Lear sits at his desk in a leaky wartime barracks in a ratty old red pullover sweater he fancies, his hands folded calmly, with the racket of construction going on all around him and the chill of the Nevada winter seeping in, and tells his story in the voice of a hoarse bear. In 1967 Minneapolis Publisher T.S. Denison & Co., Inc. produced a book called William P. Lear, Creative Designer and Inventor as part of its Men of Achievement series (other titles are
J. Edgar Hoover, Modern Knight Errant; J. C. Penney, Merchant Prince; and
Lyndon B. Johnson, Man of Reason). Lear's story takes up where his stupefyingly dull biography leaves off.
"I was technically dead," he says. "This was last January. For a minute or so my heart stopped; there was no pulsebeat or blood pressure. Nothing. I had a broken artery near my brain which they were repairing. My nose wouldn't stop bleeding; that's why they were operating.

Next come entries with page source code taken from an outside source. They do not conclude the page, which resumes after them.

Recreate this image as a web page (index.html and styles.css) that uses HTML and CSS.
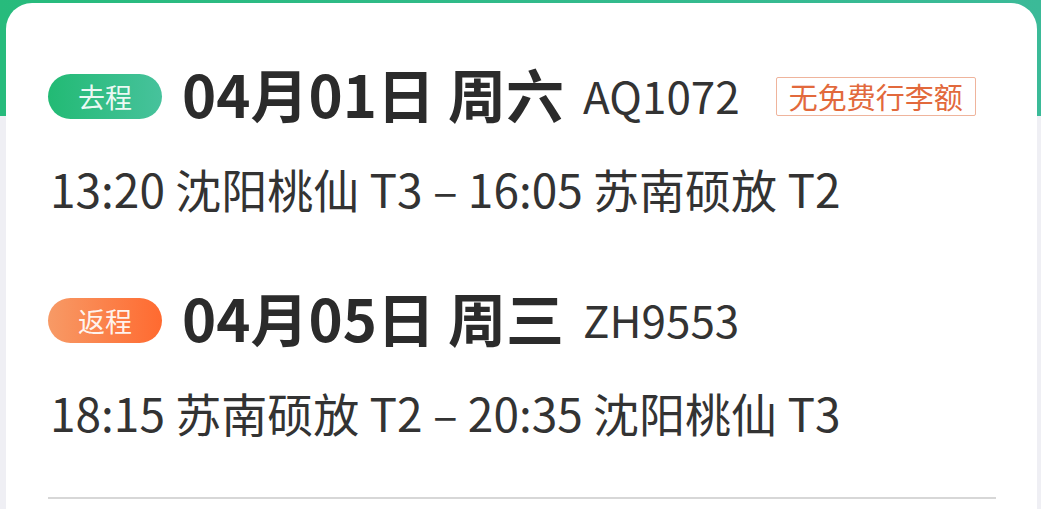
FILE: index.html
```html
<!DOCTYPE html>
<html lang="zh">
<head>
<meta charset="utf-8">
<link rel="stylesheet" href="styles.css">
</head>
<body>
<div class="page">
  <div class="card">
    <div class="leg">
      <div class="head">
        <span class="badge badge-go">去程</span>
        <span class="date">04月01日 周六</span>
        <span class="flight">AQ1072</span>
        <span class="tag">无免费行李额</span>
      </div>
      <div class="route">13:20 沈阳桃仙 T3 – 16:05 苏南硕放 T2</div>
    </div>
    <div class="leg">
      <div class="head">
        <span class="badge badge-back">返程</span>
        <span class="date">04月05日 周三</span>
        <span class="flight">ZH9553</span>
      </div>
      <div class="route">18:15 苏南硕放 T2 – 20:35 沈阳桃仙 T3</div>
    </div>
    <div class="divider"></div>
  </div>
</div>
</body>
</html>
```
FILE: styles.css
```css
html, body {
  margin: 0;
  padding: 0;
}
body {
  width: 1041px;
  height: 509px;
  overflow: hidden;
  background: linear-gradient(to bottom, transparent 0, transparent 116px, #efeff4 116px),
              linear-gradient(to right, #27bb7c, #3bba98);
  font-family: "Noto Sans CJK SC", "Noto Sans", sans-serif;
  color: #333;
}
.page {
  padding: 3px 4px 0 6px;
}
.card {
  background: #fff;
  border-radius: 26px 26px 0 0;
  height: 506px;
  padding: 70px 41px 0 42px;
  box-sizing: border-box;
}
.leg {
  display: flex;
  flex-direction: column;
}
.leg + .leg {
  margin-top: 86px;
}
.head {
  display: flex;
  align-items: center;
  height: 46px;
}
.badge {
  width: 114px;
  height: 45px;
  border-radius: 23px;
  display: flex;
  align-items: center;
  justify-content: center;
  font-size: 27px;
  color: rgba(255,255,255,0.92);
  flex: none;
}
.badge-go {
  background: linear-gradient(to right, #22ba74, #47c29c);
}
.badge-back {
  background: linear-gradient(to right, #f79a66, #ff6a30);
}
.date {
  margin-left: 20px;
  font-size: 58px;
  font-weight: 700;
  line-height: 1;
  padding-bottom: 7px;
  color: #2b2b2b;
  white-space: nowrap;
}
.flight {
  margin-left: 19px;
  font-size: 44px;
  line-height: 1;
  padding-bottom: 2px;
  color: #333;
}
.tag {
  margin-left: 36px;
  border: 1px solid #efb49c;
  color: #e2693c;
  font-size: 29px;
  line-height: 1;
  padding: 4px 12px;
  border-radius: 2px;
  white-space: nowrap;
}
.route {
  margin-top: 46px;
  font-size: 46px;
  line-height: 1;
  color: #333;
  padding-left: 2px;
  white-space: nowrap;
}
.divider {
  margin-top: 62px;
  height: 2px;
  background: #d7d7d7;
}
```
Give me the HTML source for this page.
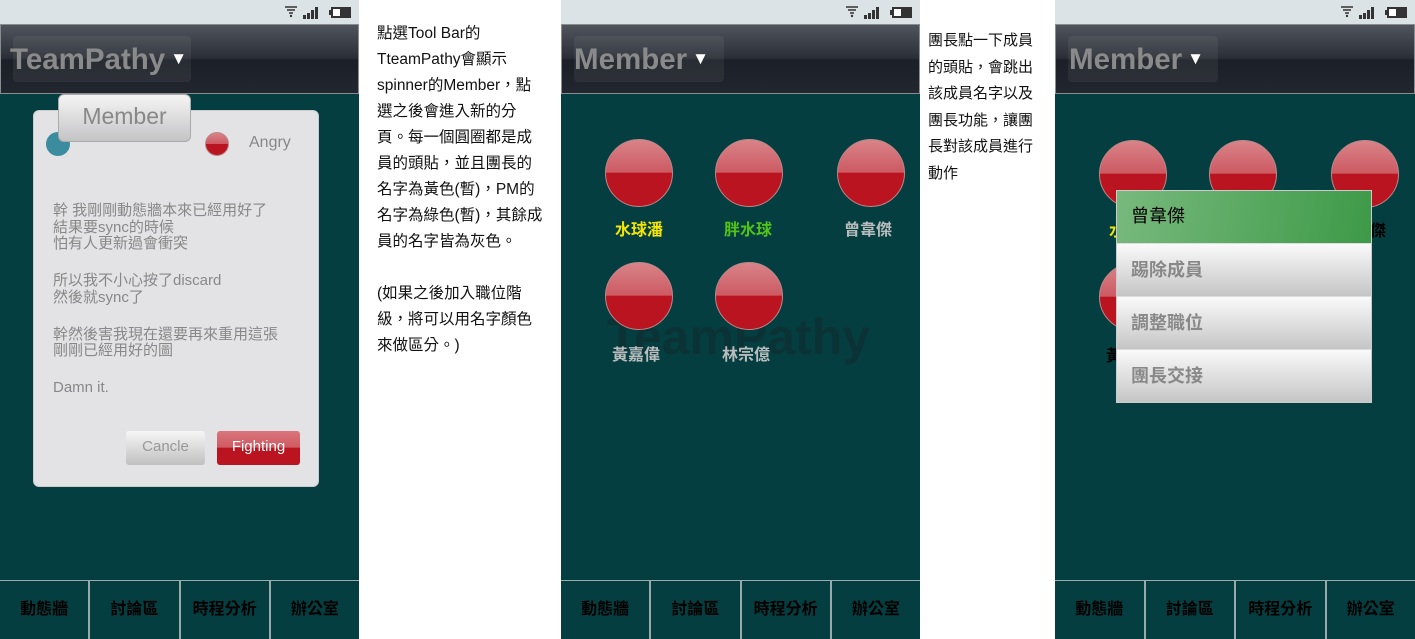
<!DOCTYPE html>
<html><head><meta charset="utf-8"><style>
*{margin:0;padding:0;box-sizing:border-box}
body{width:1415px;height:639px;background:#fff;position:relative;overflow:hidden;font-family:"Liberation Sans","Noto Sans CJK TC",sans-serif}
.ph{position:absolute;top:0;height:639px;background:#053e40;overflow:hidden}
.sb{position:absolute;left:0;right:0;top:0;height:24px;background:#dce3e6}
.tb{position:absolute;left:0;right:0;top:24px;height:70px;background:linear-gradient(#50545c,#2b3038 48%,#1b1f27 52%,#22262e);border:1px solid #8a8d90}
.sp{position:absolute;left:12px;top:11px;height:46px;border-radius:4px;background:rgba(255,255,255,0.06)}
.tt{position:absolute;left:10px;top:37px;white-space:nowrap}
.tt span{font-size:29.5px;font-weight:bold;color:#8a8a8a;line-height:46px}
.tt i{font-style:normal;color:#fff;font-size:17px;margin-left:5px;position:relative;top:-5px}
.tabs{position:absolute;left:0;right:0;top:580px;height:59px;border-top:1px solid #9aa;display:flex}
.tabs div{flex:1;border-left:2px solid #9aa;text-align:center;line-height:57px;font-size:16px;font-weight:bold;color:#000}
.tabs div:first-child{border-left:none}
.ball{position:absolute;width:68px;height:68px;border-radius:50%;border:1px solid #b88;background:linear-gradient(#d88388,#cd5a63 49%,#b9141f 50%,#b9141f)}
.nm{position:absolute;width:90px;text-align:center;font-size:16px;font-weight:bold;color:#b9bcbc}
.icons{position:absolute;right:6px;top:4px;height:16px;font-size:12px;color:#222}
.txt{position:absolute;font-size:15.5px;color:#111;line-height:26px}
.row{height:53px;border-top:1px solid #ddd;background:linear-gradient(#fafafa,#c5c5c5);font-size:18px;font-weight:bold;color:#888;padding-left:14px;line-height:52px}
.dl p{margin-bottom:20px}
</style></head><body>

<div class="ph" style="left:0;width:359px">
 <div class="sb"><svg class="icons" width="70" height="16" viewBox="0 0 70 16"><path d="M2 3h12M4 6h8M6 9h4" stroke="#333" stroke-width="1.6"/><circle cx="8" cy="12" r="1.2" fill="#333"/><rect x="20" y="11" width="3" height="4" fill="#333"/><rect x="24" y="9" width="3" height="6" fill="#333"/><rect x="28" y="6" width="3" height="9" fill="#333"/><rect x="32" y="3" width="3" height="12" fill="#333"/><rect x="48" y="3" width="20" height="11" fill="#333"/><rect x="46" y="6" width="2" height="5" fill="#333"/><rect x="50" y="5" width="7" height="7" fill="#fff"/></svg></div>
 <div class="tb"><div class="sp" style="width:178px"></div></div>
 <div class="tt"><span>TeamPathy</span><i>▼</i></div>
 <div style="position:absolute;left:33px;top:110px;width:286px;height:377px;background:#e3e3e6;border-radius:6px;border:1px solid #ccc"></div>
 <div style="position:absolute;left:46px;top:132px;width:24px;height:24px;border-radius:50%;background:#3b8c9e"></div>
 <div style="position:absolute;left:58px;top:94px;width:133px;height:48px;border-radius:6px;border:1px solid #aaa;background:linear-gradient(#f5f5f5,#c4c4c6);text-align:center;line-height:42px;font-size:23px;color:#888">Member</div>
 <div class="ball" style="left:205px;top:132px;width:24px;height:24px"></div>
 <div style="position:absolute;left:249px;top:134px;font-size:16px;color:#888">Angry</div>
 <div class="dl" style="position:absolute;left:53px;top:203px;font-size:15px;color:#888;line-height:16.7px">
  <p>幹 我剛剛動態牆本來已經用好了<br>結果要sync的時候<br>怕有人更新過會衝突</p>
  <p>所以我不小心按了discard<br>然後就sync了</p>
  <p>幹然後害我現在還要再來重用這張<br>剛剛已經用好的圖</p>
  <p>Damn it.</p></div>
 <div style="position:absolute;left:126px;top:431px;width:79px;height:34px;border-radius:3px;background:linear-gradient(#f6f6f6,#c0c0c0);text-align:center;line-height:32px;font-size:15px;color:#999">Cancle</div>
 <div style="position:absolute;left:217px;top:431px;width:83px;height:34px;border-radius:3px;background:linear-gradient(#d9767c,#cf5a62 48%,#b9141f 50%,#b9141f);text-align:center;line-height:32px;font-size:15px;color:#fff">Fighting</div>
 <div class="tabs"><div>動態牆</div><div>討論區</div><div>時程分析</div><div>辦公室</div></div>
</div>

<div class="txt" style="left:377px;top:21px;width:182px">點選Tool Bar的<br>TteamPathy會顯示<br>spinner的Member，點<br>選之後會進入新的分<br>頁。每一個圓圈都是成<br>員的頭貼，並且團長的<br>名字為黃色(暫)，PM的<br>名字為綠色(暫)，其餘成<br>員的名字皆為灰色。<br><br>(如果之後加入職位階<br>級，將可以用名字顏色<br>來做區分。)</div>

<div class="ph" style="left:561px;width:359px">
 <div class="sb"><svg class="icons" width="70" height="16" viewBox="0 0 70 16"><path d="M2 3h12M4 6h8M6 9h4" stroke="#333" stroke-width="1.6"/><circle cx="8" cy="12" r="1.2" fill="#333"/><rect x="20" y="11" width="3" height="4" fill="#333"/><rect x="24" y="9" width="3" height="6" fill="#333"/><rect x="28" y="6" width="3" height="9" fill="#333"/><rect x="32" y="3" width="3" height="12" fill="#333"/><rect x="48" y="3" width="20" height="11" fill="#333"/><rect x="46" y="6" width="2" height="5" fill="#333"/><rect x="50" y="5" width="7" height="7" fill="#fff"/></svg></div>
 <div class="tb"><div class="sp" style="width:150px"></div></div>
 <div class="tt" style="left:13px"><span>Member</span><i>▼</i></div>
 <div style="position:absolute;left:46px;top:308px;font-size:50px;font-weight:bold;color:#0b3336">TeamPathy</div>
 <div class="ball" style="left:44px;top:139px"></div><div class="ball" style="left:154px;top:139px"></div><div class="ball" style="left:276px;top:139px"></div>
 <div class="ball" style="left:44px;top:262px"></div><div class="ball" style="left:154px;top:262px"></div>
 <div class="nm" style="left:33px;top:216px;color:#f4e600">水球潘</div><div class="nm" style="left:142px;top:216px;color:#52c418">胖水球</div><div class="nm" style="left:262px;top:216px">曾韋傑</div>
 <div class="nm" style="left:30px;top:341px">黃嘉偉</div><div class="nm" style="left:140px;top:341px">林宗億</div>
 <div class="tabs"><div>動態牆</div><div>討論區</div><div>時程分析</div><div>辦公室</div></div>
</div>

<div class="txt" style="left:928px;top:28px;width:114px;font-size:15px;line-height:26.5px">團長點一下成員的頭貼，會跳出該成員名字以及團長功能，讓團長對該成員進行動作</div>

<div class="ph" style="left:1055px;width:360px">
 <div class="sb"><svg class="icons" width="70" height="16" viewBox="0 0 70 16"><path d="M2 3h12M4 6h8M6 9h4" stroke="#333" stroke-width="1.6"/><circle cx="8" cy="12" r="1.2" fill="#333"/><rect x="20" y="11" width="3" height="4" fill="#333"/><rect x="24" y="9" width="3" height="6" fill="#333"/><rect x="28" y="6" width="3" height="9" fill="#333"/><rect x="32" y="3" width="3" height="12" fill="#333"/><rect x="48" y="3" width="20" height="11" fill="#333"/><rect x="46" y="6" width="2" height="5" fill="#333"/><rect x="50" y="5" width="7" height="7" fill="#fff"/></svg></div>
 <div class="tb"><div class="sp" style="width:150px"></div></div>
 <div class="tt" style="left:14px"><span>Member</span><i>▼</i></div>
 <div class="ball" style="left:44px;top:140px"></div><div class="ball" style="left:154px;top:140px"></div><div class="ball" style="left:276px;top:140px"></div>
 <div class="ball" style="left:44px;top:263px"></div>
 <div class="nm" style="left:33px;top:217px;color:#f4e600">水球潘</div><div class="nm" style="left:262px;top:217px;color:#000">曾韋傑</div>
 <div class="nm" style="left:30px;top:342px;color:#000">黃嘉偉</div>
 <div style="position:absolute;left:61px;top:190px;width:256px;border:1px solid #ccc">
  <div style="height:52px;background:linear-gradient(100deg,#78b97d,#3d9a48);font-size:18px;color:#000;padding-left:14px;line-height:50px">曾韋傑</div>
  <div class="row">踢除成員</div><div class="row">調整職位</div><div class="row">團長交接</div>
 </div>
 <div class="tabs"><div>動態牆</div><div>討論區</div><div>時程分析</div><div>辦公室</div></div>
</div>
</body></html>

"To make matters worse, before that I had broken my damned leg getting out of my limousine and this whole thing knocked hell out of me for about three months. When I came out of it all, I wanted something new to sink my teeth into. Something big—maybe even to compete with my old company, Lear Jet." Lear tried a couple of projects, but they turned out to be $5 or $6 million a year things, and "still too insignificant to warrant my total effort." He put some money into Montana oil for something to do and, first thing, six high-paying wells came in—which ought to give Indy an idea of what kind of year this could be. Still, Lear claims to be unimpressed with wealth. "I've never even felt wealthy," he says. "What counts is altering a way of life for the better. For instance, I can't play any musical instrument. Hell, I can't even carry a tune in a handbag. But I showed my love for music by developing the first really fine radio set, the Majestic. It was my first successful business of 1928; stock went from $10 to $1,600 a share. Then I pioneered car radios, and you will note that Motorola has not exactly been a failure. But my love of aviation exceeded all other loves, so I left Motorola to start Lear Aviation, which became Lear Inc., which I ultimately sold for many millions of dollars."
Lear also developed radio and navigation instruments that are still the standard of the industry (he holds more than 100 patents), and he is perhaps most admired for his autopilot. In 1950 it won the Collier Award, the highest honor the aircraft industry can bestow. And you'd better believe he's made a dollar or two from his Lear Jet stereo tape deck for cars.
But to Lear neither car radios nor autopilots nor jet planes nor tape decks were the Big Thing. Then he discovered air pollution. The stuff was there all along, hanging low and acrid over California, stinging lungs and reddening the eyes of millions and being thickened every day. A problem worth tackling.